**Your goal**. Please set down all the lines beneath this one exactly, without the pictures.

**Recorded data**.
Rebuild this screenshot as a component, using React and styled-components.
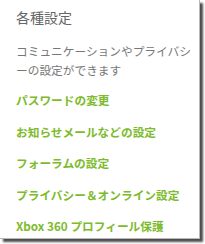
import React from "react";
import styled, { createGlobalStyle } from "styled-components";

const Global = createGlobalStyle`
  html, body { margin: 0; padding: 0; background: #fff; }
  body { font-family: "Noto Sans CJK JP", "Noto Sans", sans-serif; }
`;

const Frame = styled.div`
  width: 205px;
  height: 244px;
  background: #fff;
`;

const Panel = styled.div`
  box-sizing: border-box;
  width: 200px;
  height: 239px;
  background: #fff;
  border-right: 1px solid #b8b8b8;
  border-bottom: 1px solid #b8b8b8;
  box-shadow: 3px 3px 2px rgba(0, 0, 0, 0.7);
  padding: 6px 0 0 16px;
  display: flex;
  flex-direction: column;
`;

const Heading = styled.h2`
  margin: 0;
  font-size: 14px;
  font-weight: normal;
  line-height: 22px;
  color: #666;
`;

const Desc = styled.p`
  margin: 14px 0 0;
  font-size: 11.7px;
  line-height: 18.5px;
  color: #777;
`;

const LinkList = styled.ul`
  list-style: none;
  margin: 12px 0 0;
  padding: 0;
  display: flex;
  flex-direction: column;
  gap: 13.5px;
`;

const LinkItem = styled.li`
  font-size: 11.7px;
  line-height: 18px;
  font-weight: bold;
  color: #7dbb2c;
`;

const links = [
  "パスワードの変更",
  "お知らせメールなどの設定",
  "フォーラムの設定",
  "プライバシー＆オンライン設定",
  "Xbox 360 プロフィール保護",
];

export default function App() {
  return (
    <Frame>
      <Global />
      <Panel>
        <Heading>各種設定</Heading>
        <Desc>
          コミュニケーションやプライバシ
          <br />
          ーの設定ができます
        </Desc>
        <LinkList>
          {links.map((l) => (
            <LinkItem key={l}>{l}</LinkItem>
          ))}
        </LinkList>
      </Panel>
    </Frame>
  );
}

**Task output**.
Rebuild this screenshot as a component, using React and styled-components.
import React from "react";
import styled, { createGlobalStyle } from "styled-components";

const Global = createGlobalStyle`
  html, body { margin: 0; padding: 0; background: #fff; }
  body { font-family: "Noto Sans CJK JP", "Noto Sans", sans-serif; }
`;

const Frame = styled.div`
  width: 205px;
  height: 244px;
  background: #fff;
`;

const Panel = styled.div`
  box-sizing: border-box;
  width: 200px;
  height: 239px;
  background: #fff;
  border-right: 1px solid #b8b8b8;
  border-bottom: 1px solid #b8b8b8;
  box-shadow: 3px 3px 2px rgba(0, 0, 0, 0.7);
  padding: 6px 0 0 16px;
  display: flex;
  flex-direction: column;
`;

const Heading = styled.h2`
  margin: 0;
  font-size: 14px;
  font-weight: normal;
  line-height: 22px;
  color: #666;
`;

const Desc = styled.p`
  margin: 14px 0 0;
  font-size: 11.7px;
  line-height: 18.5px;
  color: #777;
`;

const LinkList = styled.ul`
  list-style: none;
  margin: 12px 0 0;
  padding: 0;
  display: flex;
  flex-direction: column;
  gap: 13.5px;
`;

const LinkItem = styled.li`
  font-size: 11.7px;
  line-height: 18px;
  font-weight: bold;
  color: #7dbb2c;
`;

const links = [
  "パスワードの変更",
  "お知らせメールなどの設定",
  "フォーラムの設定",
  "プライバシー＆オンライン設定",
  "Xbox 360 プロフィール保護",
];

export default function App() {
  return (
    <Frame>
      <Global />
      <Panel>
        <Heading>各種設定</Heading>
        <Desc>
          コミュニケーションやプライバシ
          <br />
          ーの設定ができます
        </Desc>
        <LinkList>
          {links.map((l) => (
            <LinkItem key={l}>{l}</LinkItem>
          ))}
        </LinkList>
      </Panel>
    </Frame>
  );
}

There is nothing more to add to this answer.